The largest prison strike in the U.S. now enters its second week
It’s odd that this doesn’t seem to be reported in the mainstream media. Alice Speri reports in The Intercept:
The largest prison strike in U.S. history has been going on for nearly a week, but there’s a good chance you haven’t heard about it. For months, inmates at dozens of prisons across the country have been organizing through a network of smuggled cellphones, social media pages, and the support of allies on the outside. The effort culminated in a mass refusal to report to prison jobs on September 9, the anniversary of the 1971 Attica prison uprising.
“This is a call to action against slavery in America,” organizers wrote in an announcement that for weeks circulated inside and outside prisons nationwide, and that sums up the strikers’ primary demand: an end to free prison labor. “Forty-five years after Attica, the waves of change are returning to America’s prisons. This September we hope to coordinate and generalize these protests, to build them into a single tidal shift that the American prison system cannot ignore or withstand.”
Since Friday, details on the strike’s success have trickled out of prisons with some difficulty, but organizers and supporters have no doubt the scale of the action is unprecedented, though their assessment is difficult to verify and some corrections departments denied reports of strike-related activities in their states.
Prisoners in 24 states and 40 to 50 prisons pledged to join the strike, and as of Tuesday, prisoners in at least 11 states and 20 prisons continued the protest, according to outside supporters in Alabama. Tactics and specific demands varied locally, with some prisoners reportedly staging hunger strikes, and detainees in Florida protesting and destroying prison property ahead of the planned strike date.
“There are probably 20,000 prisoners on strike right now, at least, which is the biggest prison strike in history, but the information is really sketchy and spotty,” said Ben Turk, who works on “in-reach” to prisons for the Incarcerated Workers Organizing Committee, a chapter of the Industrial Workers of the World union helping to coordinate the inmate-led initiative from the outside.
Small rallies and demonstrations in support of the strikers were staged in dozens of U.S. cities and a couple of foreign countries, but so far the coordinated strike remains largely ignored on the outside.
“The strike has been pulled off, but we’re not quite breaking through to getting mainstream media,” Turk told The Intercept, noting that the strike was widely covered by independent media. “I talk to people who aren’t in that milieu and aren’t seeing it on their social media, and they’ll be like, ‘We didn’t hear about it, there’s nothing about it anywhere.’”
That’s bad news for the strikers, who rely on the support of outsiders to push for more radical reform but also depend on their outside visibility to mitigate retaliation by prison officials.
A week into the strike, . . .
Interesting that in the U.S. today, slave labor is still used.

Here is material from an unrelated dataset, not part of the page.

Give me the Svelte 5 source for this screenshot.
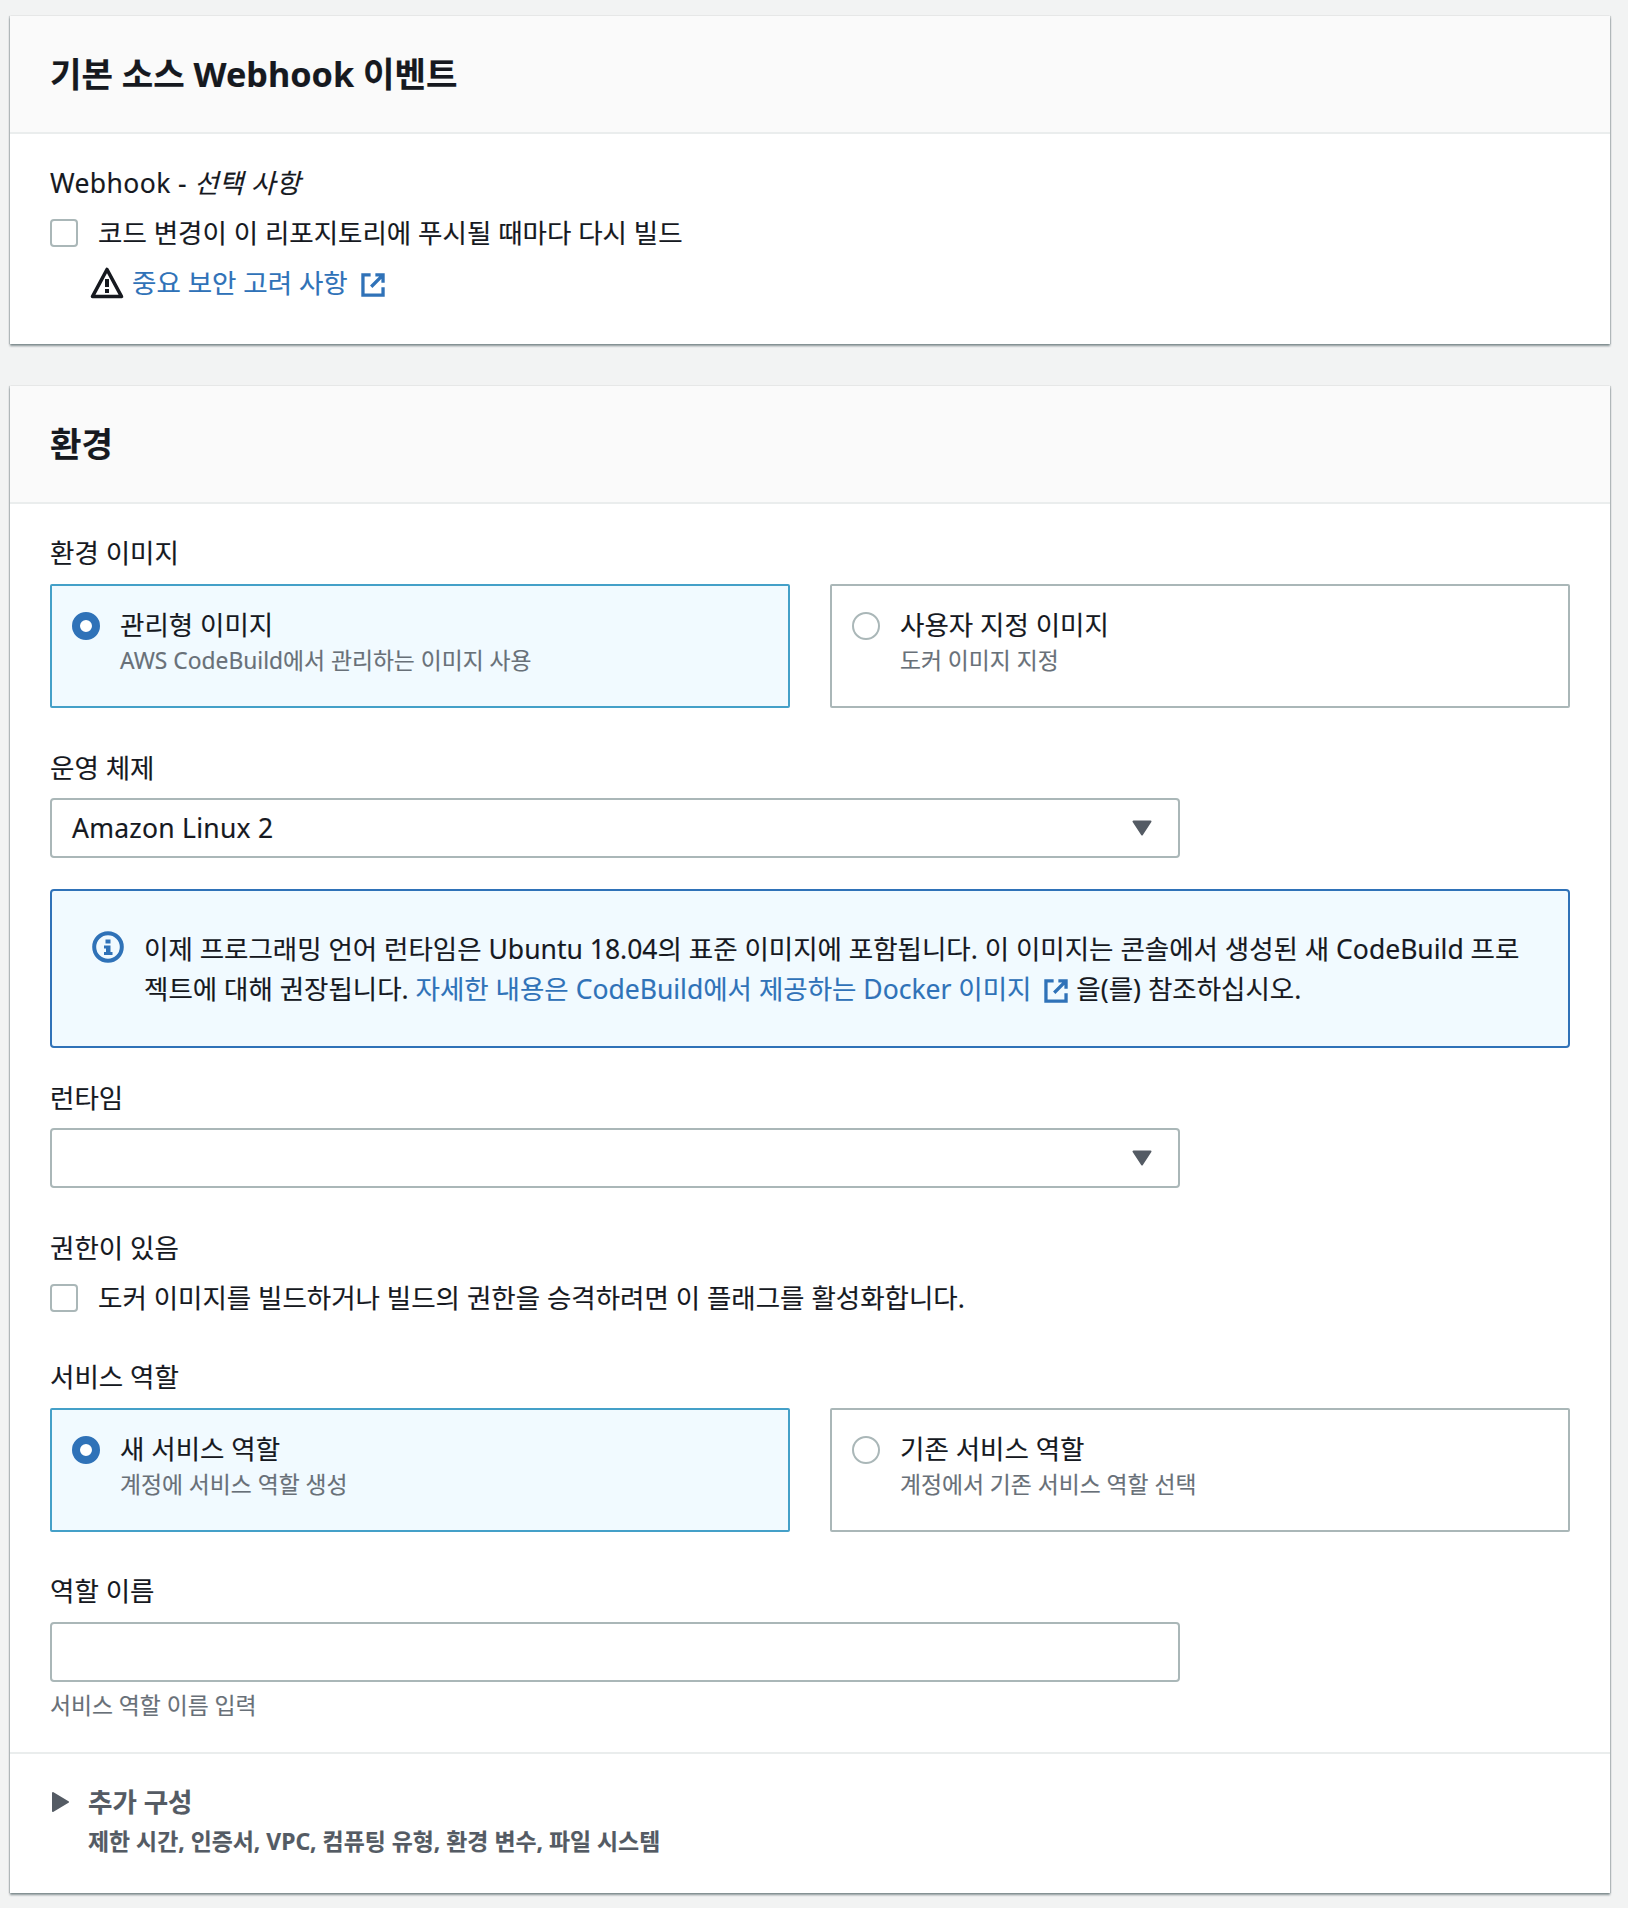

Read the rest of the article on how prisons are ideal for housing slaves since the prison controls all communication to the outside and can put leaders into solitary confinement for as long as the prison wishes (decades in some cases). I’ve noted before that “Home of the brave” no longer applies given how easily the U.S. public panics and how fearful it is, and it seem that “Land of the free” does not apply to many.